Конечным пунктом была станция Куропаткино, в 300 километрах от Ташкента. Сколько я потом, бывая в Узбекистане, ни спрашивала у знакомых, никто о таком городе не знал и не помнил. Видимо, он сменил название, а может, вообще исчез с лица земли.
Облик городка в памяти моей не сохранился. Помню только жалкие домишки, грязь на узких улочках. Самым высоким зданием, по-моему, была школа, где мы жили в первые дни после прибытия, спали вповалку на голом полу.
Потом нас с мамой определили на постой к какому-то украинскому мужику, не то ссыльному, не то переселенцу. Мы поселились в отделенном занавеской углу за печкой, где помещалась только кровать.
Мужик был, видимо, зажиточный. Свое хозяйство – корова, свиньи и куры. Мучительно было сидеть или лежать за занавеской и слышать вкусный запах щей или сала, которое семейство поглощало, как мне казалось, в огромном количестве. Нас не угощали и вообще не замечали. Только один раз, когда они что-то праздновали, подвыпивший хозяин отодвинул занавеску и поднес маме стопку самогона, а мне кусок кровяной колбасы. Незадолго до праздника они закололи свинью. Я впервые видела, как это делается, и рыдала потом ночью в подушку. Поэтому колбасу было страшно есть, но голод преодолел брезгливость. Колбаса оказалась очень вкусной.
Мы питались в столовой при госпитале. Кормили скудно. Пустые щи, в которых плавало несколько листьев капусты, каша, едва покрывавшая дно тарелки. Мы доедали всё до конца и еще тщательно подбирали мельчайшие остатки специально припасенным кусочком хлеба. Но за нашими спинами стояли люди, которые, как только мы отставляли тарелку, хватали ее и начинали вылизывать.
Городок этот, как мне помнится, был последним, куда пускали без пропусков, и там оседало множество людей, потерявшихся, отставших, никому не нужных. Вскоре пришла зима, и выпал снег, нечастый гость в этих краях. Помню, как в школу, которую теперь ремонтировали и переделывали под госпиталь и где мама трудилась чернорабочей, забрел босой мальчик и попросил разрешения хоть немного погреться. Женщины, а их было большинство на стройке, пустили его, и он тихо присел в углу, стараясь быть как можно более незаметным. Женщины поглядывали на него и вздыхали – поделиться им было нечем.
Но вскоре пришел комендант и прогнал – нельзя, военный объект. Мальчик покорно встал, вышел и побрел босыми красными ногами по снегу неизвестно куда. Все, в том числе и комендант, долго смотрели ему вслед. Мама заплакала, но тут же принялась за работу – таскать кирпичи.

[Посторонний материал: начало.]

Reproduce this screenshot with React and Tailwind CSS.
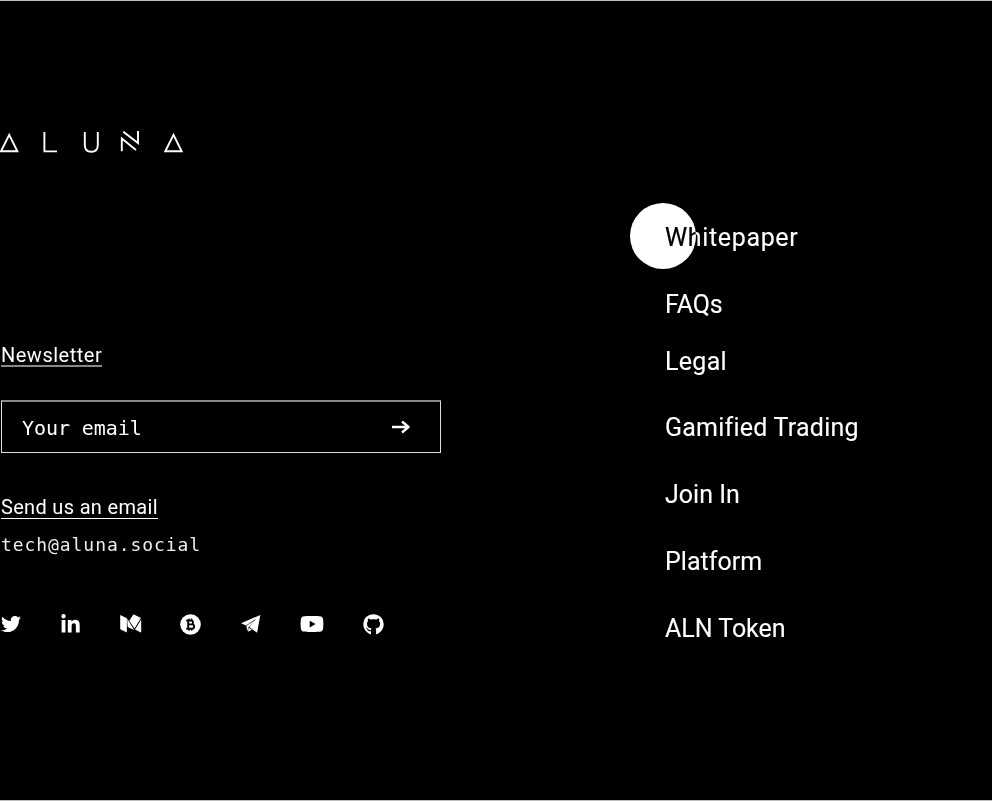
import React from "react";
import { FaTwitter, FaLinkedinIn, FaGithub, FaYoutube } from "react-icons/fa";

const links = [
  { label: "Whitepaper", cls: "h-[67px] tracking-[0.65px]" },
  { label: "FAQs", cls: "h-[67px] tracking-[-0.1px]" },
  { label: "Legal", cls: "h-[47px] tracking-[0.3px]" },
  { label: "Gamified Trading", cls: "mt-[9px] h-[67px] tracking-[0.23px]" },
  { label: "Join In", cls: "h-[67px] tracking-[0px]" },
  { label: "Platform", cls: "h-[67px] tracking-[0.02px]" },
  { label: "ALN Token", cls: "h-[67px] tracking-[-0.03px]" },
];

function Logo() {
  return (
    <svg className="mt-[128px] block h-[26px] w-[186px]" viewBox="0 0 186 26" fill="none" stroke="white" strokeWidth="1.9">
      <path d="M1 22.2 9.2 5.9 17.4 22.2Z" />
      <path d="M44.4 3V22.4H57" />
      <path d="M84.8 3V16C84.8 20.5 87.5 22.7 91.3 22.7S97.8 20.5 97.8 16V3" />
      <path d="M121.8 22.3V9.6L136 21M123.3 2.8 138 14V2" />
      <path d="M165.3 22.2 173.5 5.9 181.7 22.2Z" />
    </svg>
  );
}

function Medium() {
  return (
    <svg className="ml-[39px] h-[20px] w-[22px]" viewBox="0 0 22 20" fill="white">
      <path d="M0.2 1 6.9 4.3V18.5L0.8 15.5Q0.2 15.2 0.2 14.4Z" />
      <path d="M7.2 4.6 14.1 15.9 7.7 13.1Z" />
      <path d="M13 0.9Q13.4 0.3 14 0.6L20.9 4.1 14.5 14.4 9.3 6.7Z" />
      <path d="M21.2 5.6V17.7Q21.2 18.7 20.3 18.3L15 15.6Z" />
    </svg>
  );
}

function Bitcoin() {
  return (
    <svg className="ml-[38px] h-[21px] w-[21px]" viewBox="0 0 21 21">
      <circle cx="10.5" cy="10.5" r="10.3" fill="white" />
      <g fill="none" stroke="black" strokeWidth="1.9">
        <path d="M6.3 6.5H11.5A2 2 0 0 1 11.5 10.4H8.3M11.5 10.4H12A2.1 2.1 0 0 1 12 14.7H6.3M8.2 6.5V14.7" />
        <path strokeWidth="1.3" d="M9.1 4.5V6.5M11.7 4.5V6.5M9.1 14.5V16.7M11.7 14.5V16.7" />
      </g>
    </svg>
  );
}

function Telegram() {
  return (
    <svg className="ml-[40px] h-[18px] w-[20px]" viewBox="0 0 20 18" fill="white">
      <path d="M19.3 0 0 8.2 5 10.4 15.2 3.6 8.2 12 16.1 17.7Z" />
      <path d="M5.2 10.9 14 5 7.3 12.4 6.8 16.2Z" />
      <path d="M6.9 16.8 7.7 12.7 10.9 14.7Z" />
    </svg>
  );
}

export default function App() {
  return (
    <main className="relative flex h-[801px] w-[992px] overflow-hidden border-y border-[#bdbdbd] bg-black text-white [font-family:Roboto,sans-serif]">
      <section className="w-[665px]">
        <Logo />
        <div className="ml-[1px] mt-[188px] h-[24px] w-[101px] whitespace-nowrap border-b-2 border-[#888] text-[20px] leading-[24px] tracking-[0.5px]">
          Newsletter
        </div>
        <form className="ml-[1px] mt-[33px] flex h-[53px] w-[440px] items-center justify-between border border-t-2 border-[#ddd] border-t-[#888] pl-5 pr-[30px]">
          <span className="whitespace-nowrap pt-px text-[20px] tracking-[-0.08px] [font-family:'DejaVu_Sans_Mono',monospace]">Your email</span>
          <svg className="h-[14px] w-[18px]" viewBox="0 0 18 14" fill="none" stroke="white" strokeWidth="2.3">
            <path d="M0 7H16.5M10 1.5 16.5 7 10 12.5" strokeLinejoin="round" />
          </svg>
        </form>
        <div className="ml-[1px] mt-[42px] h-[24px] w-[157px] whitespace-nowrap border-b border-white text-[20px] leading-[25px] tracking-[0.32px]">
          Send us an email
        </div>
        <div className="ml-[1px] mt-[14px] h-[24px] whitespace-nowrap text-[18px] leading-[24px] tracking-[0.93px] text-[#eee] [font-family:'DejaVu_Sans_Mono',monospace]">
          tech@aluna.social
        </div>
        <div className="mt-[55px] flex h-[24px] items-center">
          <FaTwitter className="ml-[1px] h-[20px] w-[20px]" />
          <FaLinkedinIn className="ml-[39px] h-[21px] w-[21px]" />
          <Medium />
          <Bitcoin />
          <Telegram />
          <FaYoutube className="ml-[39px] h-[24px] w-[24px]" />
          <FaGithub className="ml-[39px] h-[21px] w-[21px]" />
        </div>
      </section>
      <nav className="flex flex-col pt-[203px] text-[25px] [-webkit-text-stroke:0.1px_white]">
        {links.map((link) => (
          <a key={link.label} className={`flex items-center whitespace-nowrap ${link.cls}`}>
            {link.label}
          </a>
        ))}
      </nav>
      <div className="absolute left-[630px] top-[202px] h-[66px] w-[66px] rounded-full bg-white mix-blend-difference" />
    </main>
  );
}
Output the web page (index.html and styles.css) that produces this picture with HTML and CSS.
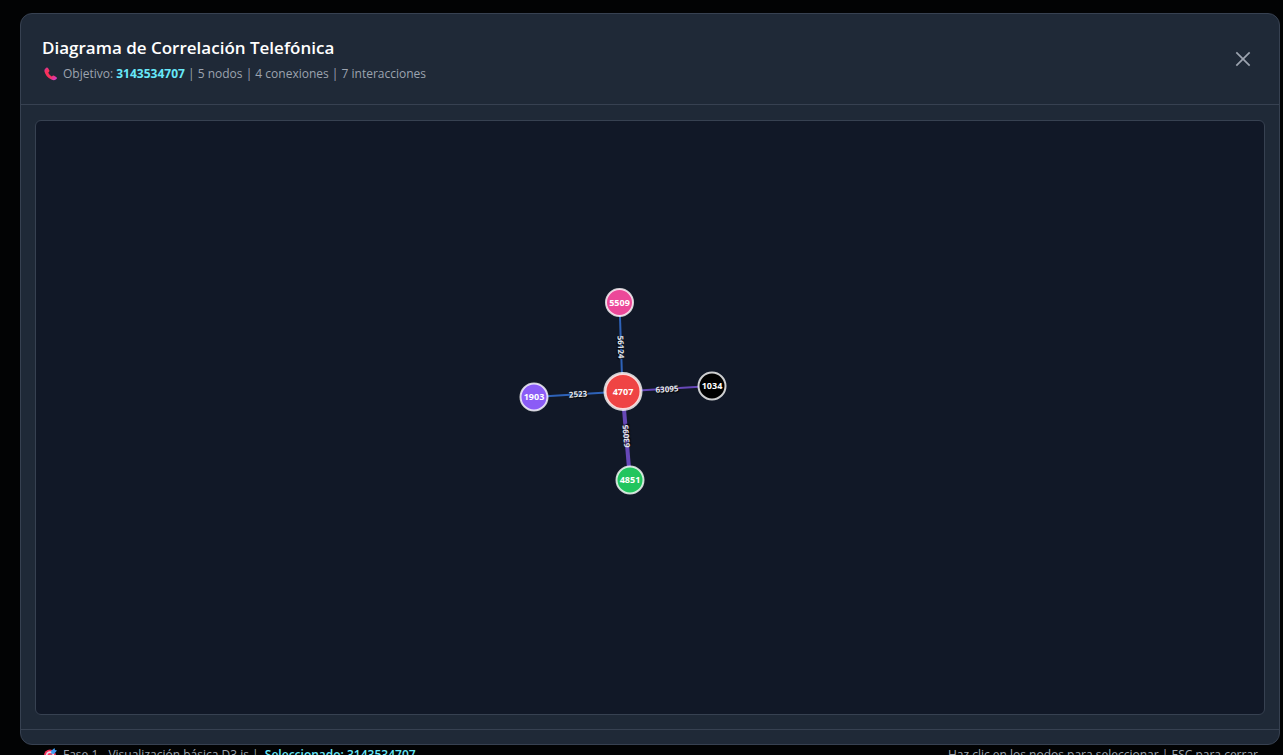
FILE: index.html
```html
<!DOCTYPE html>
<html lang="es">
<head>
<meta charset="utf-8">
<title>Diagrama de Correlación Telefónica</title>
<link rel="stylesheet" href="styles.css">
</head>
<body>
<main class="overlay">
  <section class="dialog" role="dialog" aria-labelledby="dialog-title">
    <header class="dialog-header">
      <div>
        <h1 class="title" id="dialog-title">Diagrama de Correlación Telefónica</h1>
        <p class="line">
          <svg class="emoji" viewBox="0 0 16 16" aria-hidden="true">
            <defs><linearGradient id="phone" x1="0" y1="0" x2="1" y2="1"><stop offset="0" stop-color="#c239b3"/><stop offset=".25" stop-color="#f8315a"/><stop offset=".6" stop-color="#f8315a"/><stop offset=".9" stop-color="#d63bc0"/></linearGradient></defs>
            <path fill="url(#phone)" d="M3.2 2.7 4.6 1.6Q5.4 1.2 6 2L7.4 4.5Q7.7 5.4 6.9 6.1L6.2 6.8Q7.4 9.2 9.8 10.4L10.6 9.8Q11.3 9.2 12.2 9.7L14.5 11.2Q15.4 12 14.7 12.8L13.4 13.8Q11.9 14.6 9.4 13.5C5.5 11.7 3 8.3 2.4 5.2Q2.2 3.5 3.2 2.7Z"/>
          </svg>
          <span>Objetivo: <strong class="accent">3143534707</strong> | 5 nodos | 4 conexiones | 7 interacciones</span>
        </p>
      </div>
      <button class="close" type="button" aria-label="Cerrar">
        <svg viewBox="0 0 24 24" aria-hidden="true"><path d="M4 4 20 20M20 4 4 20"/></svg>
      </button>
    </header>
    <div class="dialog-body">
      <div class="canvas">
        <svg class="graph" viewBox="0 0 1228 593" role="img" aria-label="Diagrama de nodos">
          <g class="links">
            <path class="blue" d="M586.5 270.5 583.5 181.5"/>
            <path class="blue" d="M586.5 270.5 498 276"/>
            <path class="purple" d="M586.5 270.5 675.5 265"/>
            <path class="purple strong" d="M586.5 270.5 594 359"/>
          </g>
          <g class="link-labels">
            <text transform="translate(585 226) rotate(88)" y="3">56124</text>
            <text transform="translate(542 273) rotate(-4)" y="3">2523</text>
            <text transform="translate(631 268) rotate(-4)" y="3">63095</text>
            <text transform="translate(590 315) rotate(-95)" y="3">63095</text>
          </g>
          <g class="nodes">
            <circle class="main" cx="587" cy="270.5" r="18" fill="#ef4444"/>
            <circle cx="583.5" cy="181.5" r="13.5" fill="#ec4899"/>
            <circle cx="498" cy="276" r="13.5" fill="#8b5cf6"/>
            <circle cx="676" cy="265" r="13.5" fill="#000"/>
            <circle cx="594" cy="359" r="13.5" fill="#22c55e"/>
          </g>
          <g class="node-labels">
            <text x="587" y="274">4707</text>
            <text x="583.5" y="185">5509</text>
            <text x="498" y="279">1903</text>
            <text x="676" y="268">1034</text>
            <text x="594" y="362">4851</text>
          </g>
        </svg>
      </div>
    </div>
    <footer class="dialog-footer">
      <p class="line">
        <svg class="emoji" viewBox="0 0 16 16" aria-hidden="true">
          <circle cx="8" cy="8.5" r="6" fill="#f8315a"/><circle cx="8" cy="8.5" r="4.2" fill="#e8d9ea"/><circle cx="8" cy="8.5" r="2.6" fill="#f8315a"/>
          <path d="M8 8.5 12 4" stroke="#6d7fa8"/><path fill="#3f9df5" d="M9 4 12.5 1 13 3 15 3.5 12 7 9.5 6.5Z"/>
        </svg>
        <span>Fase 1 - Visualización básica D3.js |&nbsp; <strong class="selected">Seleccionado: 3143534707</strong></span>
      </p>
      <p class="line">Haz clic en los nodos para seleccionar | ESC para cerrar</p>
    </footer>
  </section>
</main>
</body>
</html>
```
FILE: styles.css
```css
* { box-sizing: border-box; }
body {
  margin: 0;
  overflow: hidden;
  background: #020304;
  color: #9ca3af;
  font: 12px/20px "Segoe UI", "Open Sans", "Noto Sans", sans-serif;
}
.overlay {
  display: flex;
  height: 100vh;
  padding: 13px 3px 10px 20px;
}
.dialog {
  flex: 1;
  min-width: 0;
  display: flex;
  flex-direction: column;
  background: #1f2937;
  border: 1px solid #374151;
  border-radius: 12px;
}
.dialog-header {
  display: flex;
  justify-content: space-between;
  align-items: center;
  padding: 20px 20px 20px 21px;
  border-bottom: 1px solid #374151;
}
.title {
  margin: 0;
  color: #fff;
  font-size: 17px;
  line-height: 28px;
  font-weight: 600;
}
.line {
  display: flex;
  align-items: center;
  gap: 5px;
  margin: 0;
  padding-top: 2px;
  white-space: nowrap;
}
.emoji { width: 16px; height: 16px; }
.accent { color: #67e8f9; font-weight: 700; }
.selected { color: #67e8f9; font-weight: 600; }
.close {
  width: 32px;
  height: 32px;
  padding: 6px;
  border: 0;
  background: none;
  color: #9ca3af;
}
.close svg { display: block; width: 100%; }
.close path { fill: none; stroke: currentColor; stroke-width: 2; }
.dialog-body {
  flex: 1;
  min-height: 0;
  display: flex;
  padding: 15px 14px 14px;
}
.canvas {
  flex: 1;
  min-width: 0;
  overflow: hidden;
  background: #111827;
  border: 1px solid #374151;
  border-radius: 6px;
}
.graph { display: block; width: 100%; height: 100%; }
.links path { fill: none; stroke-width: 2; opacity: 0.7; }
.links .blue { stroke: #3b82f6; }
.links .purple { stroke: #8b5cf6; }
.links .strong { stroke-width: 4; }
.graph text { text-anchor: middle; font-weight: 700; }
.link-labels text { font-size: 8px; fill: #e5e7eb; text-shadow: 1px 1px 1px #000; }
.nodes circle { stroke: #fff; stroke-opacity: 0.8; stroke-width: 2; }
.nodes .main { stroke-width: 3; }
.node-labels text { font-size: 9px; fill: #fff; }
.dialog-footer {
  flex: none;
  display: flex;
  justify-content: space-between;
  align-items: flex-start;
  height: 15px;
  padding: 13px 21px 0;
  border-top: 1px solid #374151;
}
```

Постепенно хозяева привыкли к нам и даже, видимо, зауважали маму, потому что иногда сквозь сон я слышала: «Арина, выдь на минутку». Мама одевалась, выходила за занавеску, и они о чем-то тихо разговаривали. С этого же времени они стали продавать нам раз в два дня кружку парного молока. Уж не знаю, на какие деньги. Вероятно, мама получала зарплату в госпитале.